### DATA BLOCK
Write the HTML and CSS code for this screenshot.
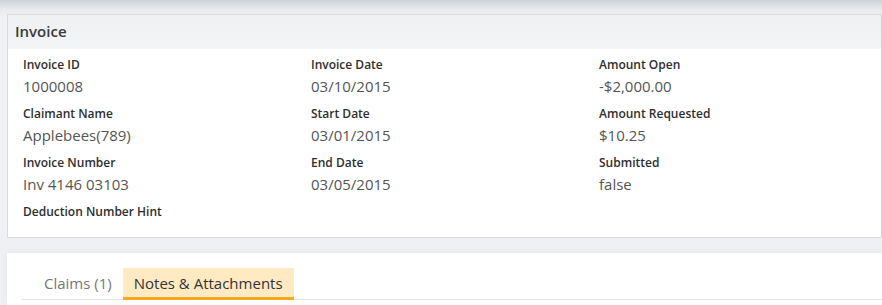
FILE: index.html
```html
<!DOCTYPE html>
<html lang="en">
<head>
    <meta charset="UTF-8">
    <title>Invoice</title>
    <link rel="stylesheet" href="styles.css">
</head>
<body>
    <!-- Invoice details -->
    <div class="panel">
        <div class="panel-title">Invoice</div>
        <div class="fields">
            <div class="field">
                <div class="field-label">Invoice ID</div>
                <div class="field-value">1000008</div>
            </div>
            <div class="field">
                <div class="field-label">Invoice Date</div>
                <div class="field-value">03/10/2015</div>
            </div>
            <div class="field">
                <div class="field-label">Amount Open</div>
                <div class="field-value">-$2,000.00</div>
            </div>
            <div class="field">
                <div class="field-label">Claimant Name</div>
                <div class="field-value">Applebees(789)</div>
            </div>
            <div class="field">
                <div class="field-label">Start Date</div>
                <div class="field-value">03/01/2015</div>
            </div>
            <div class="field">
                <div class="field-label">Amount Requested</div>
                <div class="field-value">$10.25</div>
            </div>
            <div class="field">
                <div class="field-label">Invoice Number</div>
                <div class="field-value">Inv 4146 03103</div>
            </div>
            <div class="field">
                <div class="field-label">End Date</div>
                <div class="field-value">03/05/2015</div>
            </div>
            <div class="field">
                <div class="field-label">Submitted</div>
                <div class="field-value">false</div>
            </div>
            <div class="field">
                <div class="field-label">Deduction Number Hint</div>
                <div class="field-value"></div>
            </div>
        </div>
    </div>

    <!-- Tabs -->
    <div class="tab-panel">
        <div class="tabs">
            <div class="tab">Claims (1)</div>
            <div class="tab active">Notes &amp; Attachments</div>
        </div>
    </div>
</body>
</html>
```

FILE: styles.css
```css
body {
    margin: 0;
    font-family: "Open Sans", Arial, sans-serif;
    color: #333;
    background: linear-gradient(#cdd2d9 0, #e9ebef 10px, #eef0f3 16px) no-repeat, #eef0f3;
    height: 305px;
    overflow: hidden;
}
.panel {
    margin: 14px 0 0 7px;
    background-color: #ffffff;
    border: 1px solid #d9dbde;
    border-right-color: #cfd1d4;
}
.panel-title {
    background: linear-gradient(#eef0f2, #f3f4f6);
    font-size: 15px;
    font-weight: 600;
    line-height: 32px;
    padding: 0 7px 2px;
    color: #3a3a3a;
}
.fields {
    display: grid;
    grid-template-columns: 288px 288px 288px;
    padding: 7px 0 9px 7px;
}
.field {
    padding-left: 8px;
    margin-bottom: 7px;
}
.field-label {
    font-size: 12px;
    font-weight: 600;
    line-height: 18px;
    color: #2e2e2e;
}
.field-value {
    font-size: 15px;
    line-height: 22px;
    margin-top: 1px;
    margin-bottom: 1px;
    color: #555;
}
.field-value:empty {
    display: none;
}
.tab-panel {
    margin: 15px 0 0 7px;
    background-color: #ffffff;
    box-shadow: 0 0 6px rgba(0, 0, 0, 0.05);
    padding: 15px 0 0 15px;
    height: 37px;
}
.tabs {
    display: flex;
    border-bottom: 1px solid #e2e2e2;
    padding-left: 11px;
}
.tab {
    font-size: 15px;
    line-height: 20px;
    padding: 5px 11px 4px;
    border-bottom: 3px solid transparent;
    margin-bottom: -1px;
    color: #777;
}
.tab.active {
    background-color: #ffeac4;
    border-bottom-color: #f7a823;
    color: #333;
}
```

### PROBLEM STATEMENT
Reproduce all of the data exactly, omitting each picture it holds.

### EXERCISE OUTPUT
Write the HTML and CSS code for this screenshot.
FILE: index.html
```html
<!DOCTYPE html>
<html lang="en">
<head>
    <meta charset="UTF-8">
    <title>Invoice</title>
    <link rel="stylesheet" href="styles.css">
</head>
<body>
    <!-- Invoice details -->
    <div class="panel">
        <div class="panel-title">Invoice</div>
        <div class="fields">
            <div class="field">
                <div class="field-label">Invoice ID</div>
                <div class="field-value">1000008</div>
            </div>
            <div class="field">
                <div class="field-label">Invoice Date</div>
                <div class="field-value">03/10/2015</div>
            </div>
            <div class="field">
                <div class="field-label">Amount Open</div>
                <div class="field-value">-$2,000.00</div>
            </div>
            <div class="field">
                <div class="field-label">Claimant Name</div>
                <div class="field-value">Applebees(789)</div>
            </div>
            <div class="field">
                <div class="field-label">Start Date</div>
                <div class="field-value">03/01/2015</div>
            </div>
            <div class="field">
                <div class="field-label">Amount Requested</div>
                <div class="field-value">$10.25</div>
            </div>
            <div class="field">
                <div class="field-label">Invoice Number</div>
                <div class="field-value">Inv 4146 03103</div>
            </div>
            <div class="field">
                <div class="field-label">End Date</div>
                <div class="field-value">03/05/2015</div>
            </div>
            <div class="field">
                <div class="field-label">Submitted</div>
                <div class="field-value">false</div>
            </div>
            <div class="field">
                <div class="field-label">Deduction Number Hint</div>
                <div class="field-value"></div>
            </div>
        </div>
    </div>

    <!-- Tabs -->
    <div class="tab-panel">
        <div class="tabs">
            <div class="tab">Claims (1)</div>
            <div class="tab active">Notes &amp; Attachments</div>
        </div>
    </div>
</body>
</html>
```

FILE: styles.css
```css
body {
    margin: 0;
    font-family: "Open Sans", Arial, sans-serif;
    color: #333;
    background: linear-gradient(#cdd2d9 0, #e9ebef 10px, #eef0f3 16px) no-repeat, #eef0f3;
    height: 305px;
    overflow: hidden;
}
.panel {
    margin: 14px 0 0 7px;
    background-color: #ffffff;
    border: 1px solid #d9dbde;
    border-right-color: #cfd1d4;
}
.panel-title {
    background: linear-gradient(#eef0f2, #f3f4f6);
    font-size: 15px;
    font-weight: 600;
    line-height: 32px;
    padding: 0 7px 2px;
    color: #3a3a3a;
}
.fields {
    display: grid;
    grid-template-columns: 288px 288px 288px;
    padding: 7px 0 9px 7px;
}
.field {
    padding-left: 8px;
    margin-bottom: 7px;
}
.field-label {
    font-size: 12px;
    font-weight: 600;
    line-height: 18px;
    color: #2e2e2e;
}
.field-value {
    font-size: 15px;
    line-height: 22px;
    margin-top: 1px;
    margin-bottom: 1px;
    color: #555;
}
.field-value:empty {
    display: none;
}
.tab-panel {
    margin: 15px 0 0 7px;
    background-color: #ffffff;
    box-shadow: 0 0 6px rgba(0, 0, 0, 0.05);
    padding: 15px 0 0 15px;
    height: 37px;
}
.tabs {
    display: flex;
    border-bottom: 1px solid #e2e2e2;
    padding-left: 11px;
}
.tab {
    font-size: 15px;
    line-height: 20px;
    padding: 5px 11px 4px;
    border-bottom: 3px solid transparent;
    margin-bottom: -1px;
    color: #777;
}
.tab.active {
    background-color: #ffeac4;
    border-bottom-color: #f7a823;
    color: #333;
}
```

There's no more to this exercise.